With olivine gabbro sequence 80 at the top of Zone 3c, bulk compositions of the core shift back to higher Mg# and a greater range of Ni concentration and remain that way to the bottom of the core (Fig. AF10). The distinction between lithologic Units XI and XII is that the latter includes troctolitic gabbros and troctolites. The average sequence thickness is 17.0 m, and the aggregate thickness of sequences is 306.8 m, or 92.4% of the expanded recovery for these sequences. From 1400 to 1508 mbsf, many of the troctolitic gabbros and troctolites have the aspect of narrow, nearly vertical pipes within a matrix of olivine gabbro. These contribute to the large number of gradational or sutured igneous contacts in these sequences (Fig. AF10A). The criterion for defining olivine-gabbro sequences, namely grain-size variation across a nearly horizontal contact, was not easy to apply in these rocks. However, whereas flat or slightly dipping contacts between similar rocks higher in the core suggest either layers or lateral sill-like bodies of olivine-rich rock, here some kind of upward (or downward) protrusions of crystal-laden magma into or through crystal mushes evidently occurred. This resulted in the rather scattered pattern of Ni variability below 1400 mbsf.

Correlations

Shipboard scientists aboard engineering Leg 179 noted similarities between fairly thick oxide gabbros cored in the lowest 50 m of Hole 1105A and those of Hole 735B (Shipboard Scientific Party, 1999b). Postcruise studies suggested to Casey et al. (1999) and Banerji et al. (2000) that the two may in fact correlate over the 1.2-km distance that separates the holes. Although we agree that the two sections may share common intrusive intervals of oxide gabbro, shipboard data (Shipboard Scientific Party, 1999b) show that the oxide gabbros near the base of Hole 1105A are not in general as rich in TiO2, as correspondingly low in SiO2, or as high in Zr or Y as most of the rocks of Unit IV from Hole 735B. At best, only the uppermost of the three sequences of lithologic Unit IV was reached in Hole 1105A, and its rocks are spread along 54 m rather than 20 m of core, being separated by several substantial intervening thicknesses of more primitive gabbro. That gabbro is bimodal in Mg#, like that from 200 to 220 mbsf in Hole 735B (Figs. F3, F5). Neither the lower two subdivisions of lithologic Unit IV, oxide gabbro, of Hole 735B nor the massive olivine gabbro of lithologic Unit V were reached in Hole 1105A.

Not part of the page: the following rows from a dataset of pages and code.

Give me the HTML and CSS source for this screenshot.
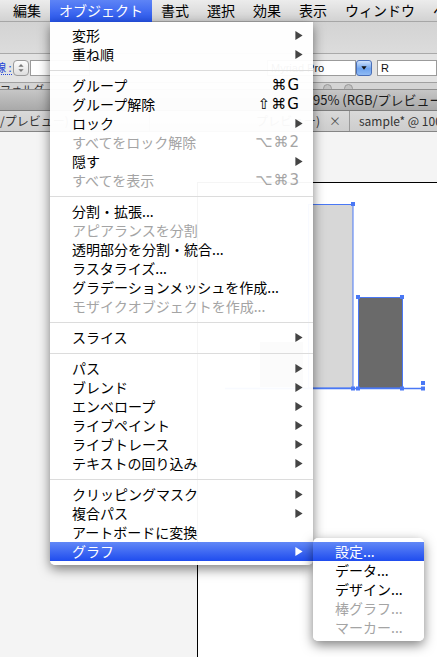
FILE: index.html
```html
<!DOCTYPE html>
<html lang="ja">
<head>
<meta charset="utf-8">
<title>Illustrator オブジェクト メニュー</title>
<link rel="stylesheet" href="styles.css">
</head>
<body>
<div class="screen">
  <div class="menubar">
    <span class="mb-item">編集</span>
    <span class="mb-item active">オブジェクト</span>
    <span class="mb-item">書式</span>
    <span class="mb-item">選択</span>
    <span class="mb-item">効果</span>
    <span class="mb-item">表示</span>
    <span class="mb-item">ウィンドウ</span>
    <span class="mb-item">ヘルプ</span>
  </div>

  <div class="app">
    <div class="toolbar-top"></div>
    <div class="control-row">
      <div class="ctl-left">
        <span class="ctl-label">線 :</span>
        <span class="stepper">
          <svg viewBox="0 0 16 16" width="16" height="16"><path d="M5 6.5L8 3.5L11 6.5Z M5 9.5L8 12.5L11 9.5Z" fill="#777"/></svg>
        </span>
        <span class="field field-left"></span>
      </div>
      <div class="ctl-right">
        <span class="field field-font">Myriad Pro</span>
        <span class="dropbtn"><svg viewBox="0 0 16 16" width="16" height="16"><path d="M5 6L11 6L8 10Z" fill="#111"/></svg></span>
        <span class="field field-style">R</span>
      </div>
    </div>
    <div class="panel-row">
      <span class="panel-text">フォルダ</span>
      <span class="knobs"><span class="knob"></span><span class="knob"></span></span>
    </div>
    <div class="titlebar">95% (RGB/プレビュー)</div>
    <div class="tabrow">
      <div class="tab tab-a">/プレビュー)</div>
      <div class="tab tab-b"><span>プレビュー)</span><span class="close">×</span></div>
      <div class="tab tab-c">sample* @ 100% (RGB/プレビュー)</div>
    </div>
    <div class="canvas">
      <div class="artboard">
        <svg class="chart" width="239" height="480" viewBox="198 183 239 480">
          <rect x="260" y="342" width="43" height="45" fill="#a0a0a0"/>
          <rect x="308.5" y="204.5" width="44.5" height="183.5" fill="#d7d7d7" stroke="#4a78f5" stroke-width="1"/>
          <rect x="358.5" y="297.5" width="44" height="90.5" fill="#6a6a6a" stroke="#4a78f5" stroke-width="1"/>
          <line x1="225" y1="388.5" x2="423" y2="388.5" stroke="#4a78f5" stroke-width="1.5"/>
          <g fill="#4a78f5">
            <rect x="351" y="202" width="4" height="4"/>
            <rect x="351" y="386.5" width="4" height="4"/>
            <rect x="356" y="295" width="4" height="4"/>
            <rect x="400" y="295" width="4" height="4"/>
            <rect x="356" y="386.5" width="4" height="4"/>
            <rect x="400" y="386.5" width="4" height="4"/>
            <rect x="421" y="381" width="4" height="4"/>
            <rect x="421" y="386.5" width="4" height="4"/>
          </g>
        </svg>
      </div>
    </div>
  </div>

  <div class="menu">
    <div class="item"><span class="label">変形</span><svg class="arrow" viewBox="0 0 8 10"><path d="M0 0L8 5L0 10Z"/></svg></div>
    <div class="item"><span class="label">重ね順</span><svg class="arrow" viewBox="0 0 8 10"><path d="M0 0L8 5L0 10Z"/></svg></div>
    <div class="sep"></div>
    <div class="item"><span class="label">グループ</span><span class="sc">⌘G</span></div>
    <div class="item"><span class="label">グループ解除</span><span class="sc">⇧⌘G</span></div>
    <div class="item"><span class="label">ロック</span><svg class="arrow" viewBox="0 0 8 10"><path d="M0 0L8 5L0 10Z"/></svg></div>
    <div class="item disabled"><span class="label">すべてをロック解除</span><span class="sc">⌥⌘2</span></div>
    <div class="item"><span class="label">隠す</span><svg class="arrow" viewBox="0 0 8 10"><path d="M0 0L8 5L0 10Z"/></svg></div>
    <div class="item disabled"><span class="label">すべてを表示</span><span class="sc">⌥⌘3</span></div>
    <div class="sep"></div>
    <div class="item"><span class="label">分割・拡張...</span></div>
    <div class="item disabled"><span class="label">アピアランスを分割</span></div>
    <div class="item"><span class="label">透明部分を分割・統合...</span></div>
    <div class="item"><span class="label">ラスタライズ...</span></div>
    <div class="item"><span class="label">グラデーションメッシュを作成...</span></div>
    <div class="item disabled"><span class="label">モザイクオブジェクトを作成...</span></div>
    <div class="sep"></div>
    <div class="item"><span class="label">スライス</span><svg class="arrow" viewBox="0 0 8 10"><path d="M0 0L8 5L0 10Z"/></svg></div>
    <div class="sep"></div>
    <div class="item"><span class="label">パス</span><svg class="arrow" viewBox="0 0 8 10"><path d="M0 0L8 5L0 10Z"/></svg></div>
    <div class="item"><span class="label">ブレンド</span><svg class="arrow" viewBox="0 0 8 10"><path d="M0 0L8 5L0 10Z"/></svg></div>
    <div class="item"><span class="label">エンベロープ</span><svg class="arrow" viewBox="0 0 8 10"><path d="M0 0L8 5L0 10Z"/></svg></div>
    <div class="item"><span class="label">ライブペイント</span><svg class="arrow" viewBox="0 0 8 10"><path d="M0 0L8 5L0 10Z"/></svg></div>
    <div class="item"><span class="label">ライブトレース</span><svg class="arrow" viewBox="0 0 8 10"><path d="M0 0L8 5L0 10Z"/></svg></div>
    <div class="item"><span class="label">テキストの回り込み</span><svg class="arrow" viewBox="0 0 8 10"><path d="M0 0L8 5L0 10Z"/></svg></div>
    <div class="sep"></div>
    <div class="item"><span class="label">クリッピングマスク</span><svg class="arrow" viewBox="0 0 8 10"><path d="M0 0L8 5L0 10Z"/></svg></div>
    <div class="item"><span class="label">複合パス</span><svg class="arrow" viewBox="0 0 8 10"><path d="M0 0L8 5L0 10Z"/></svg></div>
    <div class="item"><span class="label">アートボードに変換</span></div>
    <div class="item hl"><span class="label">グラフ</span><svg class="arrow" viewBox="0 0 8 10"><path d="M0 0L8 5L0 10Z"/></svg></div>
  </div>

  <div class="submenu">
    <div class="item hl"><span class="label">設定...</span></div>
    <div class="item"><span class="label">データ...</span></div>
    <div class="item"><span class="label">デザイン...</span></div>
    <div class="item disabled"><span class="label">棒グラフ...</span></div>
    <div class="item disabled"><span class="label">マーカー...</span></div>
  </div>
</div>
</body>
</html>
```
FILE: styles.css
```css
* { box-sizing: border-box; }
html, body { margin: 0; padding: 0; }
body {
  width: 437px;
  height: 657px;
  overflow: hidden;
  font-family: "Noto Sans CJK JP", "Noto Sans", sans-serif;
  color: #000;
}
.screen {
  position: relative;
  width: 437px;
  height: 657px;
  overflow: hidden;
  display: flex;
  flex-direction: column;
  background: #f4f4f4;
}

/* menu bar */
.menubar {
  height: 22px;
  flex: 0 0 22px;
  display: flex;
  padding-left: 4px;
  background: linear-gradient(#ececec, #d2d2d2);
  border-bottom: 1px solid #a6a6a6;
  white-space: nowrap;
  font-size: 14px;
}
.mb-item {
  padding: 0 9px;
  height: 21px;
  line-height: 21px;
}
.mb-item.active {
  height: 22px;
  background: linear-gradient(#5e84f6, #2654ec);
  color: #fff;
}

/* application chrome */
.app {
  flex: 1;
  display: flex;
  flex-direction: column;
  min-height: 0;
}
.toolbar-top {
  height: 32px;
  flex: 0 0 32px;
  background: linear-gradient(#d3d3d3, #dcdcdc);
  border-bottom: 1px solid #a9a9a9;
}
.control-row {
  height: 29px;
  flex: 0 0 29px;
  display: flex;
  align-items: center;
  justify-content: space-between;
  background: #e3e3e3;
  border-bottom: 1px solid #a0a0a0;
  font-family: "Liberation Sans", sans-serif;
  font-size: 11px;
}
.ctl-left, .ctl-right {
  display: flex;
  align-items: center;
}
.ctl-label {
  margin-left: -5px;
  margin-right: 1px;
  color: #2446d8;
  font-family: "Noto Sans CJK JP", sans-serif;
  font-size: 11px;
  line-height: 13px;
  border-bottom: 1px dotted #2446d8;
}
.stepper {
  width: 16px;
  height: 16px;
  border: 1px solid #9a9a9a;
  border-radius: 4px;
  background: linear-gradient(#fdfdfd, #dedede);
  display: flex;
  align-items: center;
  justify-content: center;
  overflow: hidden;
}
.stepper svg { display: block; }
.field {
  height: 16px;
  background: #fff;
  border: 1px solid #9b9b9b;
  line-height: 14px;
  padding-left: 3px;
  color: #111;
  white-space: nowrap;
  overflow: hidden;
}
.field-left { width: 60px; margin-left: 1px; }
.field-font { width: 89px; }
.field-style { width: 60px; margin-left: 5px; }
.dropbtn {
  width: 16px;
  height: 16px;
  border: 1px solid #4a6fb8;
  border-radius: 3px;
  background: linear-gradient(#cfe2fb, #6ea3ee 55%, #8fbaf4);
  display: flex;
  align-items: center;
  justify-content: center;
}
.dropbtn svg { display: block; }
.panel-row {
  height: 6px;
  flex: 0 0 6px;
  overflow: hidden;
  display: flex;
  background: #d4d4d4;
  font-size: 11px;
  line-height: 12px;
  color: #333;
}
.knobs {
  display: flex;
  gap: 12px;
  margin-left: auto;
  margin-right: 84px;
  padding-top: 1px;
}
.knob {
  width: 9px;
  height: 9px;
  border-radius: 50%;
  background: #c2c2c2;
  border: 1px solid #9a9a9a;
}
.titlebar {
  height: 22px;
  flex: 0 0 22px;
  padding-left: 313px;
  background: linear-gradient(#c6c6c6, #a9a9a9);
  border-top: 1px solid #8f8f8f;
  border-bottom: 1px solid #7d7d7d;
  font-size: 13px;
  line-height: 20px;
  color: #1a1a1a;
  white-space: nowrap;
  overflow: hidden;
}
.tabrow {
  height: 21px;
  flex: 0 0 21px;
  display: flex;
  background: linear-gradient(#d9d9d9, #cdcdcd);
  border-bottom: 1px solid #858585;
  font-size: 12px;
  line-height: 20px;
  color: #333;
  white-space: nowrap;
  overflow: hidden;
}
.tab { overflow: hidden; }
.tab-a { width: 150px; flex: 0 0 150px; border-right: 1px solid #999; }
.tab-b {
  width: 200px;
  flex: 0 0 200px;
  display: flex;
  justify-content: flex-end;
  gap: 9px;
  padding-right: 8px;
  border-right: 1px solid #9a9a9a;
}
.close { color: #555; }
.tab-c { padding-left: 9px; }

.canvas {
  flex: 1;
  padding: 50px 0 0 197px;
  background: #f4f4f4;
  display: flex;
  min-height: 0;
}
.artboard {
  flex: 1;
  background: #fff;
  border-top: 1px solid #000;
  border-left: 1px solid #000;
  overflow: hidden;
}
.chart { display: block; }

/* dropdown menus */
.menu, .submenu {
  position: absolute;
  background: rgba(255, 255, 255, 0.96);
  box-shadow: 0 4px 12px rgba(0, 0, 0, 0.5);
  padding: 4px 0;
  font-size: 14px;
}
.menu {
  left: 50px;
  top: 22px;
  width: 263px;
  border-radius: 0 0 5px 5px;
}
.submenu {
  left: 313px;
  top: 538px;
  width: 111px;
  border-radius: 5px;
}
.item {
  height: 19px;
  display: flex;
  align-items: center;
  padding: 0 10px 0 22px;
  white-space: nowrap;
}
.label { flex: 1; line-height: 19px; }
.item.disabled { color: #a4a4a4; }
.item.hl {
  background: linear-gradient(#6188f7, #1f4cee);
  color: #fff;
}
.sc {
  margin-right: 3px;
  font-family: "DejaVu Sans", sans-serif;
  font-size: 15px;
  letter-spacing: 1px;
  line-height: 19px;
}
.arrow {
  width: 8px;
  height: 9px;
  fill: #444;
  display: block;
}
.item.hl .arrow { fill: #fff; }
.sep {
  height: 1px;
  background: #dcdcdc;
  margin: 6px 0 5px;
}
```
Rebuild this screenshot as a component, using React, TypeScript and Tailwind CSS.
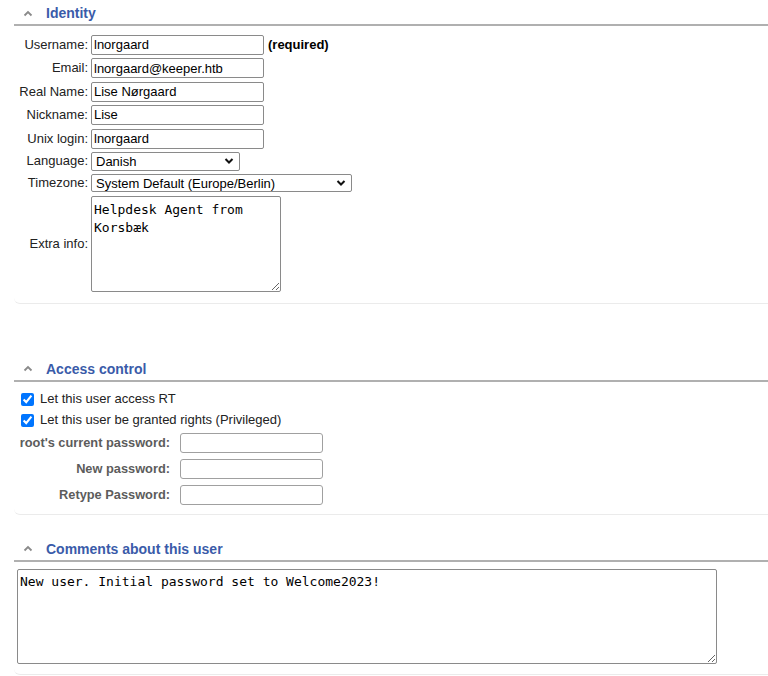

Coogan et al. (2000) reported compositions for two oxide gabbros among 26 gabbros analyzed from short drill cores obtained from a generally north-south transect along the summit of Atlantis Bank (Fig. AF11A). The two are adjacent samples on the seafloor, respectively, 2.8 and 3.5 km east-northeast of Hole 735B. Rock magnetic data suggest that the section in Hole 735B has been tilted southward by an average of 19° ± 5°, thus that the oxide gabbro should crop out on the platform summit somewhere to the north. Oxide gabbro Unit IV below 232 mbsf in Hole 735B, its possible equivalent below 102 mbsf in Hole 1105A, and the two outcropping oxide gabbros to the north may therefore be one and the same. Assuming a simple southward rotation and that the upper surface of the oxide gabbro is planar, the angles between the outcropping samples and 232 mbsf in Hole 735B and 102 mbsf in Hole 1105A are shallower than 19° ± 5° (Fig. AF11B), although the projected angle between the two ODP drill holes (17°) is statistically indistinguishable from this, and that between 232 mbsf in Hole 735B and the outcropping oxide gabbros (12.4°) is barely different. In detail, however, the tops of the cored oxide gabbro units and the outcropping oxide gabbros are not coplanar on a southward-dipping surface, although they could lie on a plane striking to the northwest and dipping slightly to the southeast. Or they could be on a curving surface that falls off somewhere toward the south and west. Since there could be an error of 50 m in the relative placement of the two outcropping samples in the equivalent drilled sections, the details of this are assuredly speculative. The data simply indicate the existence of a generally southward-dipping mass of oxide gabbro that originally was approximately horizontal.

Taking 12.4° as the actual amount of southward rotation of an originally horizontal igneous structure beneath the rift valley floor, the locations of surface gabbro samples reported by Coogan et al. (in press) can be projected onto a vertical extension of Hole 735B as shown in Figure AF11B. On this basis, 174 m of section that lies to the south was not drilled but is represented by three rock cores. The most northerly of the gabbro cores projects to a depth of 637 mbsf in Hole 735B. The total section is 1682 m, of which the upper 48.2% is exposed on the nearly flat surface of Atlantis Bank. Hole 735B sampled 89.7% of the section. To the south, extrusive basalt either buries gabbro higher in the section or is in fault contact with it (Fig. AF11B).

A basalt dike obtained by surface coring almost due west of Hole 735B may be the same as one cored in the hole at 105 mbsf. If the two are the same, then the dip of the west-striking dike is S63.6° (Fig. AF11B).